The 2-page discussion of “Amazigh” is unacceptably simplistic, especially after multiple chapters of careful examination of the changing semantics of "Berber". The author would have been better off omitting the term entirely than giving it such a caricatural treatment, massively understating the geographic distribution of the term (not just northern Morocco but as far off as northwestern Libya...); his medieval focus cannot entirely excuse the omission, as this term is (less frequently) attested in the medieval period. A proper examination - and, yes, historicization - would have been all the more valuable given that the term was used as an endonym in many regions long before the emergence of the modern trans-national ideology, whereas "Berber" has not been adopted in ordinary Berber speech anywhere, remaining an exonym, and usually an exclusively learned one at that.

Reading as a linguist, I can appreciate the attention given to semantic shifts and to the arbitrariness not only of the sign but of the signified. But as a historical linguist, it feels rather at cross-purposes to the questions of interest to me. Fundamentally, I don't much care which ethnic label people identify or are identified with: for me, "Berber", like "Arabic", is primarily useful as a linguistic category. And its referent has a history starting far earlier than the earliest attestation of "Berber", "Tamazight", or any other label one might choose to apply to it. It is necessary and appropriate to historicize such labels - to be aware that Masinissa or Dihya or Fatma n'Soumer were not acting in the name of some kind of Amazigh nationalism, and may not even have been familiar with "Amazigh" as a name, let alone as an identity. But how this relatively close-knit language family spread, and retreated, remains a historical question, of interest to archeologists and population geneticists as well as linguists, which an exclusive focus on ethnic labels erases.
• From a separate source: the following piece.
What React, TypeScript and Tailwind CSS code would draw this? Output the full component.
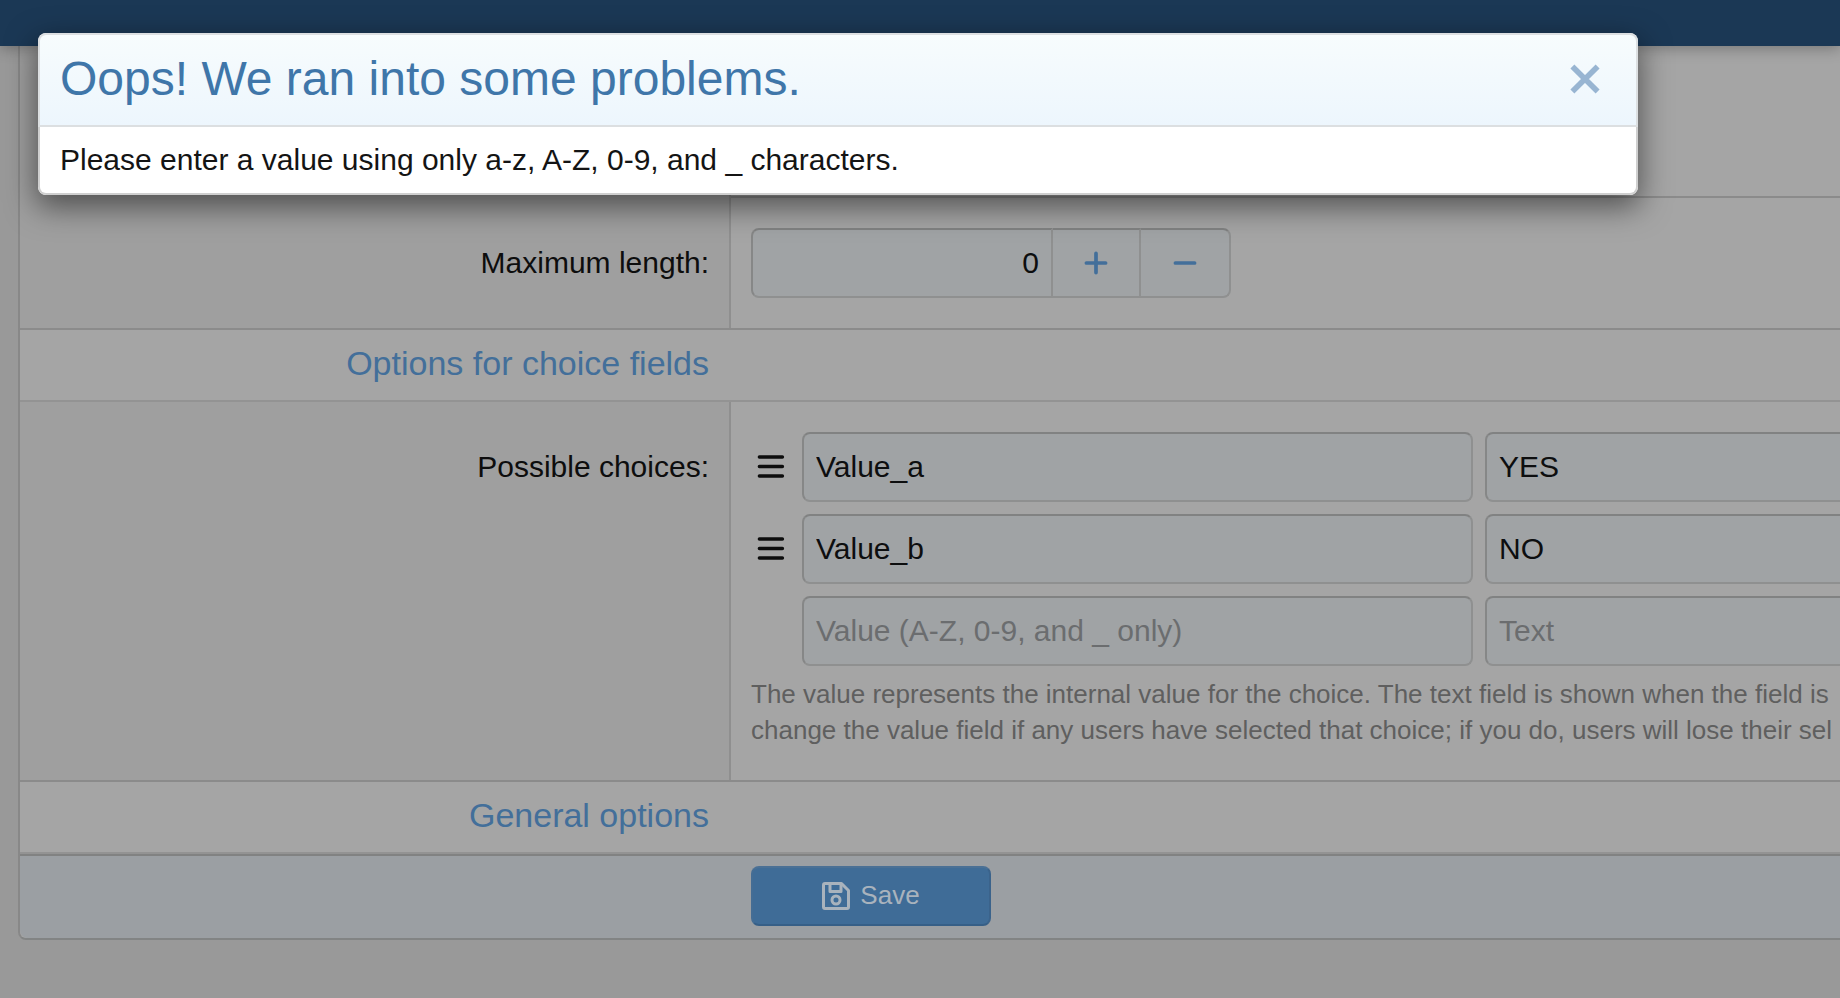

It should, however, help to provoke reflection on the appropriate choice of label for this language family. "Berber", neutral though it undoubtedly is in English or French, does have a problematic history; the derivation from "barbarian" may be inaccurate, but this book really underscores the extent to which its usage in Arabic has been overwhelmingly negative and "othering" for most of the region's history. "Amazigh" does not have this problem, but is strongly associated with a projection of shared ethnicity into the past which risks distorting our picture of language spread. In an ideal world, one might prefer a purely geographical label ("Northwest African"?), or, better yet, a purely linguistic one (iles-languages, after the usual word for "tongue"?) In practice, however - here as elsewhere - it seems preferable to live with the occasional misunderstandings caused by the use of a well-known "ethnic" term than to confuse the public with a completely novel one.